Incumbents win House races at roughly 95% rates in non-wave years. The retirement wave of 15+ members in 2026 is therefore more consequential than any individual challenger race. Where incumbents choose to leave, the map opens.
- Incumbents raise 3-4x the challenger average; name recognition and constituent service create a structural advantage worth 5-8 points before any campaign activity begins.
- Open seats flip at 3-4x the rate of incumbent-held seats — which is why 23 Republican retirements (vs. 11 Democratic) are the single most consequential factor on the 2026 map.
- Post-2016 erosion: media nationalization of all House races has compressed the personal brand premium, making every race more about party than candidate.

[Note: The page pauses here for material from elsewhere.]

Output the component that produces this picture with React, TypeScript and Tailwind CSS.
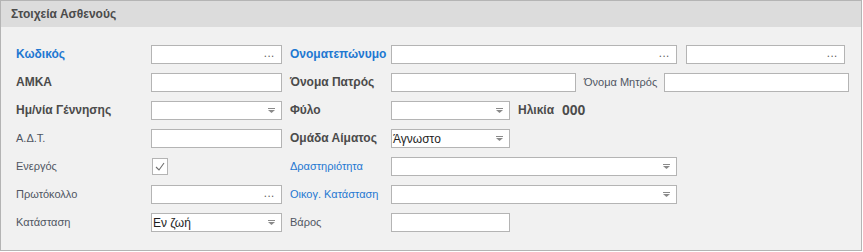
import React from "react";

type Kind = "text" | "dots" | "combo";

const labelTone = {
    blueBold: "font-bold text-[#1f78d1] font-['Liberation_Sans',sans-serif] text-[12px]",
    bold: "font-bold text-[#4b4b4b] font-['Liberation_Sans',sans-serif] text-[12px]",
    blue: "text-[#1f78d1] font-['Liberation_Sans',sans-serif] text-[11px]",
    plain: "text-[#4f5562] font-['Liberation_Sans',sans-serif] text-[11px]",
};

function Label({ text, tone, w }: { text: string; tone: keyof typeof labelTone; w: string }) {
    return <div className={`${w} shrink-0 leading-[19px] whitespace-nowrap ${labelTone[tone]}`}>{text}</div>;
}

function ComboArrow() {
    return (
        <svg width="7" height="5" viewBox="0 0 7 5" className="shrink-0">
            <rect x="0" y="0" width="7" height="1" fill="#8a8a8a" />
            <polygon points="0,2 7,2 3.5,5" fill="#8a8a8a" />
        </svg>
    );
}

function Field({ w, kind = "text", value }: { w: string; kind?: Kind; value?: string }) {
    return (
        <div className={`${w} h-[19px] shrink-0 bg-white border border-[#b4b4b4] flex items-center pr-[6px] pl-px`}>
            <span className="flex-1 text-[12px] text-[#1e1e1e] font-['Liberation_Sans',sans-serif] leading-none whitespace-nowrap">
                {value}
            </span>
            {kind === "dots" && <span className="text-[10px] text-[#555] tracking-[1px] leading-none -mt-1">...</span>}
            {kind === "combo" && <ComboArrow />}
        </div>
    );
}

function CheckBox() {
    return (
        <div className="ml-px w-[16px] h-[17px] bg-white border border-[#b4b4b4] flex items-center justify-center">
            <svg width="10" height="9" viewBox="0 0 10 9">
                <path d="M1 5 L4 8 L9 1" fill="none" stroke="#6e6e6e" strokeWidth="1.1" />
            </svg>
        </div>
    );
}

export default function App(): React.JSX.Element {
    return (
        <div className="w-[862px] h-[251px] border border-[#b4b4b4] bg-[#f1f1f1] flex flex-col">
            {/* Header */}
            <div className="h-[26px] bg-[#dcdcdc] flex items-center pl-[10px] font-['Liberation_Sans',sans-serif] font-bold text-[12px] text-[#4b4b4b]">
                Στοιχεία Ασθενούς
            </div>

            {/* Form rows */}
            <div className="pt-[18px] pl-[15px] flex flex-col gap-[9px]">
                <div className="flex items-center">
                    <Label text="Κωδικός" tone="blueBold" w="w-[135px]" />
                    <Field w="w-[131px]" kind="dots" />
                    <div className="w-[8px]" />
                    <Label text="Ονοματεπώνυμο" tone="blueBold" w="w-[101px]" />
                    <Field w="w-[286px]" kind="dots" />
                    <div className="w-[9px]" />
                    <Field w="w-[159px]" kind="dots" />
                </div>

                <div className="flex items-center">
                    <Label text="ΑΜΚΑ" tone="bold" w="w-[135px]" />
                    <Field w="w-[131px]" />
                    <div className="w-[8px]" />
                    <Label text="Όνομα Πατρός" tone="bold" w="w-[101px]" />
                    <Field w="w-[185px]" />
                    <div className="w-[8px]" />
                    <Label text="Όνομα Μητρός" tone="plain" w="w-[80px]" />
                    <Field w="w-[185px]" />
                </div>

                <div className="flex items-center">
                    <Label text="Ημ/νία Γέννησης" tone="bold" w="w-[135px]" />
                    <Field w="w-[131px]" kind="combo" />
                    <div className="w-[8px]" />
                    <Label text="Φύλο" tone="bold" w="w-[101px]" />
                    <Field w="w-[119px]" kind="combo" />
                    <div className="w-[8px]" />
                    <Label text="Ηλικία" tone="bold" w="w-[44px]" />
                    <span className="font-['Liberation_Sans',sans-serif] font-bold text-[14px] text-[#4b4b4b] leading-[19px]">000</span>
                </div>

                <div className="flex items-center">
                    <Label text="Α.Δ.Τ." tone="plain" w="w-[135px]" />
                    <Field w="w-[131px]" />
                    <div className="w-[8px]" />
                    <Label text="Ομάδα Αίματος" tone="bold" w="w-[101px]" />
                    <Field w="w-[119px]" kind="combo" value="Άγνωστο" />
                </div>

                <div className="flex items-center">
                    <Label text="Ενεργός" tone="plain" w="w-[135px]" />
                    <div className="w-[131px] shrink-0 flex items-center">
                        <CheckBox />
                    </div>
                    <div className="w-[8px]" />
                    <Label text="Δραστηριότητα" tone="blue" w="w-[101px]" />
                    <Field w="w-[286px]" kind="combo" />
                </div>

                <div className="flex items-center">
                    <Label text="Πρωτόκολλο" tone="plain" w="w-[135px]" />
                    <Field w="w-[131px]" kind="dots" />
                    <div className="w-[8px]" />
                    <Label text="Οικογ. Κατάσταση" tone="blue" w="w-[101px]" />
                    <Field w="w-[286px]" kind="combo" />
                </div>

                <div className="flex items-center">
                    <Label text="Κατάσταση" tone="plain" w="w-[135px]" />
                    <Field w="w-[131px]" kind="combo" value="Εν ζωή" />
                    <div className="w-[8px]" />
                    <Label text="Βάρος" tone="plain" w="w-[101px]" />
                    <Field w="w-[119px]" />
                </div>
            </div>
        </div>
    );
}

- In 2026, DOGE federal job cuts in R-held suburban districts undermine the constituent service argument that incumbents rely on to survive hostile wave environments.

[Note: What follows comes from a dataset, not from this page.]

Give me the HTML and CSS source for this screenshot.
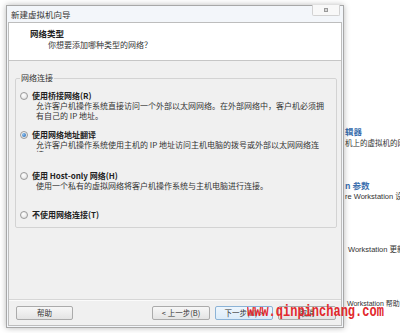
FILE: index.html
```html
<!DOCTYPE html>
<html lang="zh-CN">
<head>
<meta charset="utf-8">
<title>新建虚拟机向导</title>
<link rel="stylesheet" href="styles.css">
</head>
<body>
<div class="desk">
  <div class="window">
    <div class="titlebar">
      <span class="title">新建虚拟机向导</span>
      <span class="close"><span class="close-glyph"></span></span>
    </div>
    <div class="client">
      <div class="header">
        <div class="h-title">网络类型</div>
        <div class="h-sub">你想要添加哪种类型的网络？</div>
      </div>
      <div class="content">
        <fieldset class="group">
          <legend>网络连接</legend>
          <div class="opt opt1">
            <div class="opt-row"><span class="radio"></span><span class="opt-label">使用桥接网络(R)</span></div>
            <div class="desc">允许客户机操作系统直接访问一个外部以太网网络。在外部网络中，客户机必须拥有自己的 IP 地址。</div>
          </div>
          <div class="opt opt2">
            <div class="opt-row"><span class="radio checked"></span><span class="opt-label">使用网络地址翻译</span></div>
            <div class="desc desc-clip">允许客户机操作系统使用主机的 IP 地址访问主机电脑的拨号或外部以太网网络连接。</div>
          </div>
          <div class="opt opt3">
            <div class="opt-row"><span class="radio"></span><span class="opt-label">使用 Host-only 网络(H)</span></div>
            <div class="desc">使用一个私有的虚拟网络将客户机操作系统与主机电脑进行连接。</div>
          </div>
          <div class="opt opt4">
            <div class="opt-row"><span class="radio"></span><span class="opt-label">不使用网络连接(T)</span></div>
          </div>
        </fieldset>
      </div>
      <div class="footer">
        <button class="btn btn-help">帮助</button>
        <div class="spacer"></div>
        <button class="btn">&lt; 上一步(B)</button>
        <button class="btn btn-default">下一步(N) &gt;</button>
        <button class="btn">取消</button>
      </div>
    </div>
    <div class="watermark">www.qinpinchang.com</div>
  </div>
  <div class="side">
    <div class="s-block b1">
      <div class="s-title">辑器</div>
      <div class="s-text">机上的虚拟机的网</div>
    </div>
    <div class="s-block b2">
      <div class="s-title">n 参数</div>
      <div class="s-text">re Workstation 设</div>
    </div>
    <div class="s-block b3">
      <div class="s-text">Workstation 更新</div>
    </div>
    <div class="s-block b4">
      <div class="s-text small">Workstation 帮助</div>
    </div>
  </div>
</div>
</body>
</html>
```

FILE: styles.css
```css
* { box-sizing: border-box; }
html, body {
  margin: 0;
  padding: 0;
  background: #ffffff;
  font-family: "Noto Sans CJK SC", "Liberation Sans", sans-serif;
  color: #222;
}
.desk {
  display: flex;
  align-items: flex-start;
  width: 400px;
  height: 333px;
  overflow: hidden;
}
.window {
  position: relative;
  z-index: 1;
  flex: none;
  margin: 5px 0 0 6px;
  width: 338px;
  height: 323px;
  border: 1px solid #a8a8a8;
  padding: 0 1px 1px 1px;
  background: #f3f6fa;
  box-shadow: 0 0 6px rgba(0, 0, 0, 0.28);
  display: flex;
  flex-direction: column;
}
.titlebar {
  height: 16px;
  flex: none;
  display: flex;
  justify-content: space-between;
  align-items: center;
  padding-left: 3px;
}
.title {
  font-size: 8.5px;
  line-height: 16px;
  color: #333;
}
.close {
  align-self: flex-start;
  margin-top: -1px;
  margin-right: 2px;
  width: 28px;
  height: 11px;
  border: 1px solid #d2d2d2;
  border-top: none;
  border-radius: 0 0 2px 2px;
  background: #f8f8f8;
  display: flex;
  align-items: center;
  justify-content: center;
}
.close-glyph {
  width: 4px;
  height: 4px;
  border: 1px solid #9a9a9a;
  background: #d8d8d8;
}
.client {
  flex: 1;
  border: 1px solid #bdbdbd;
  background: #f0f0f0;
  display: flex;
  flex-direction: column;
}
.header {
  flex: none;
  height: 38px;
  background: #ffffff;
  border-bottom: 1px solid #c6c6c6;
  padding: 5px 0 0 21px;
}
.h-title {
  font-size: 8.5px;
  line-height: 11px;
  font-weight: bold;
  color: #222;
}
.h-sub {
  font-size: 8px;
  line-height: 11px;
  color: #333;
  padding-left: 18px;
}
.content {
  flex: 1;
  padding: 0;
}
.group {
  margin: 11px 4px 0 6px;
  padding: 6px 4px 7px 4px;
  border: 1px solid #d3d3d3;
  border-radius: 2px;
  min-inline-size: 0;
}
.group legend {
  padding: 0 1px;
  font-size: 8px;
  line-height: 12px;
  color: #333;
}
.opt1 { height: 39px; }
.opt2 { height: 41px; }
.opt3 { height: 39px; }
.opt4 { height: 11px; }
.opt-row {
  display: flex;
  align-items: center;
  gap: 4px;
  height: 11px;
}
.radio {
  flex: none;
  width: 8px;
  height: 8px;
  border-radius: 50%;
  border: 1px solid #9a9a9a;
  background: radial-gradient(circle at 40% 35%, #ffffff 0%, #e6e6e6 70%, #d2d2d2 100%);
  display: flex;
  align-items: center;
  justify-content: center;
}
.radio.checked::after {
  content: "";
  width: 4px;
  height: 4px;
  border-radius: 50%;
  background: radial-gradient(circle at 35% 35%, #8fc3f0 0%, #2f6fb8 80%);
}
.opt-label {
  font-size: 8px;
  line-height: 11px;
  font-weight: bold;
  color: #222;
  white-space: nowrap;
}
.desc {
  margin-left: 16px;
  width: 290px;
  font-size: 8px;
  line-height: 10px;
  color: #333;
}
.desc-clip {
  max-height: 12px;
  overflow: hidden;
}
.footer {
  flex: none;
  height: 26px;
  border-top: 1px solid #d6d6d6;
  box-shadow: inset 0 1px 0 #fbfbfb;
  padding: 6px 5px 5px 7px;
  display: flex;
  align-items: flex-start;
  gap: 5px;
}
.spacer { flex: 1; }
.btn {
  flex: none;
  width: 58px;
  height: 14px;
  padding: 0;
  margin: 0;
  border: 1px solid #ababab;
  border-radius: 2px;
  background: linear-gradient(#f7f7f7, #e4e4e4);
  font-family: "Noto Sans CJK SC", "Liberation Sans", sans-serif;
  font-size: 7.5px;
  line-height: 12px;
  color: #333;
}
.btn-help { width: 57px; }
.btn-default {
  border-color: #8cb3d6;
  background: linear-gradient(#eef6fd, #dcecf9);
}
.watermark {
  position: absolute;
  left: 240px;
  top: 296px;
  font-family: "Liberation Mono", monospace;
  font-weight: bold;
  font-size: 17px;
  line-height: 20px;
  color: #e2282c;
  white-space: nowrap;
  transform: scaleX(0.706);
  transform-origin: left top;
}
.side {
  flex: none;
  width: 56px;
  height: 333px;
  overflow: hidden;
  white-space: nowrap;
  padding-left: 1px;
}
.s-title {
  font-size: 8.5px;
  line-height: 12px;
  font-weight: bold;
  color: #3b6fae;
}
.s-text {
  font-family: "Liberation Sans", "Noto Sans CJK SC", sans-serif;
  font-size: 7.5px;
  line-height: 12px;
  color: #333;
}
.b1 { margin-top: 125px; }
.b1 .s-text { line-height: 13px; }
.b2 { margin-top: 29px; }
.b3 { margin-top: 41px; padding-left: 3px; }
.b4 { margin-top: 42px; padding-left: 2px; }
.s-text.small { font-size: 7px; }
```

Incumbent Fundraising Advantage by Chamber
| Chamber | Avg Incumbent Cash | Avg Challenger Cash | Ratio | Impact |
|---|---|---|---|---|
| House (competitive) | $2.3M | $380K | 6:1 | High: challengers rarely competitive under $1M |
| House (safe R/D) | $1.1M | $45K | 24:1 | Effectively unopposed |
| Senate (contested) | $18M+ | $4M+ | 4.5:1 | Moderate; outside money equalizes |
| Senate (safe) | $8M | $500K | 16:1 | Symbolic opposition only |
| Open House seats | N/A | Equal playing field | 1:1 | Most competitive seat type |
Why Retirements Matter More Than Challengers
The most reliable predictor of a House seat flipping is not a strong challenger but the absence of an incumbent. Open seats in competitive districts change hands at roughly 4x the rate of incumbent-held seats. This is why the retirement wave — regardless of the reason — is the most structurally important development in 2026.

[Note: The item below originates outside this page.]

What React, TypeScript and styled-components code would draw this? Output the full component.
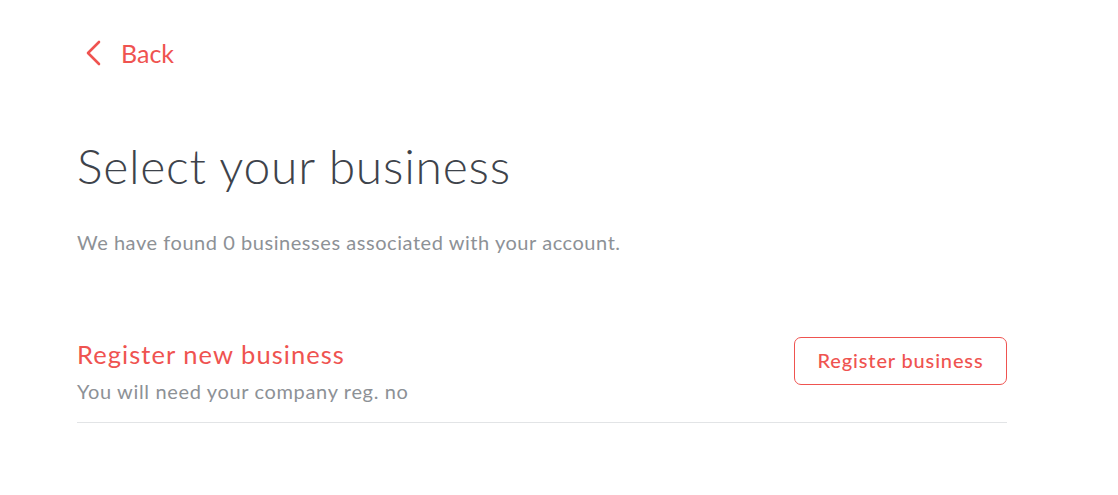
import React from "react";
import styled, { createGlobalStyle } from "styled-components";

const Global = createGlobalStyle`
  html, body { margin: 0; padding: 0; background: #ffffff; }
  body { font-family: "Lato", "Noto Sans", sans-serif; }
`;

const Page = styled.div`
  padding: 36px 111px 0 77px;
  display: flex;
  flex-direction: column;
`;

const BackLink = styled.a`
  display: flex;
  align-items: center;
  gap: 19px;
  color: #ef5350;
  font-size: 25px;
  text-decoration: none;
  margin-left: 8px;
  height: 34px;
  cursor: pointer;
`;

const Title = styled.h1`
  margin: 67px 0 0 0;
  font-size: 48px;
  font-weight: 300;
  color: #3e434b;
  line-height: 58px;
  letter-spacing: 0.75px;
`;

const Subtitle = styled.p`
  margin: 33px 0 0 0;
  font-size: 20px;
  color: #8d9196;
  font-weight: 400;
  line-height: 28px;
  letter-spacing: 0.55px;
`;

const Row = styled.div`
  margin-top: 82px;
  display: flex;
  justify-content: space-between;
  align-items: flex-start;
  padding-bottom: 17px;
  border-bottom: 1px solid #e2e4e6;
`;

const Info = styled.div`
  display: flex;
  flex-direction: column;
  gap: 7px;
`;

const RowTitle = styled.div`
  font-size: 25.5px;
  color: #ef5350;
  line-height: 32px;
  letter-spacing: 1.05px;
`;

const RowText = styled.div`
  font-size: 20px;
  color: #8d9196;
  line-height: 28px;
  letter-spacing: 0.65px;
`;

const OutlineButton = styled.button`
  margin-top: -1px;
  width: 213px;
  height: 48px;
  padding: 0 0 3px 0;
  border: 1px solid #ef5350;
  border-radius: 7px;
  background: #fff;
  color: #ef5350;
  font-family: inherit;
  font-size: 20px;
  font-weight: 500;
  letter-spacing: 0.85px;
  cursor: pointer;
`;

export default function App() {
  return (
    <>
      <Global />
      <Page>
        <BackLink>
          <svg width="17" height="26" viewBox="0 0 17 26" fill="none">
            <path d="M14 2 L3 13 L14 24" stroke="#ef5350" strokeWidth="2.6" strokeLinecap="round" strokeLinejoin="round" />
          </svg>
          Back
        </BackLink>
        <Title>Select your business</Title>
        <Subtitle>We have found 0 businesses associated with your account.</Subtitle>
        <Row>
          <Info>
            <RowTitle>Register new business</RowTitle>
            <RowText>You will need your company reg. no</RowText>
          </Info>
          <OutlineButton>Register business</OutlineButton>
        </Row>
      </Page>
    </>
  );
}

A Republican in a Biden+5 district who retires effectively hands the seat to the Democrat unless the Republican Party recruits an unusually strong candidate. The open-seat effect overwhelms the advantage of party alignment in most cases. Democrats running in districts vacated by Republican retirements in 2026 start as modest favorites simply by virtue of the open-seat dynamic.
The Erosion of Incumbency: Post-2016 Trends
The structural incumbency advantage has been eroding since 2016. Nationalization of congressional races means that local constituent service records matter less when voters are voting primarily on national party alignment. In 2018, several long-term Republican incumbents in suburban districts lost despite strong personal vote banks built over decades.
For 2026, this means incumbent Republicans in districts with college-educated suburban majorities are more vulnerable than their individual approval ratings suggest. The national environment — dragged by Trump’s second-term approval decline — overrides personal incumbency advantage in polarized districts. Incumbency still matters, but its protective value has roughly halved since 2010.
Senate Incumbents Under Pressure
Senate incumbents face a different calculus. The six-year term means voters have more time to form independent judgments, and Senate races attract far more outside money that can overcome individual fundraising advantages. In 2026, the most vulnerable incumbents are those whose states have drifted from the presidential trend of their last election: Ossoff (GA), who won in a Democratic year, and Baldwin (WI), who won in a favorable midterm environment.
Republican Senate incumbents in states Biden carried — such as Susan Collins in Maine and Lisa Murkowski in Alaska — have historically defied partisan trends through personal brand cultivation. Both are considered likely to survive, but in a D+8 national environment, both would face genuine pressure for the first time in years.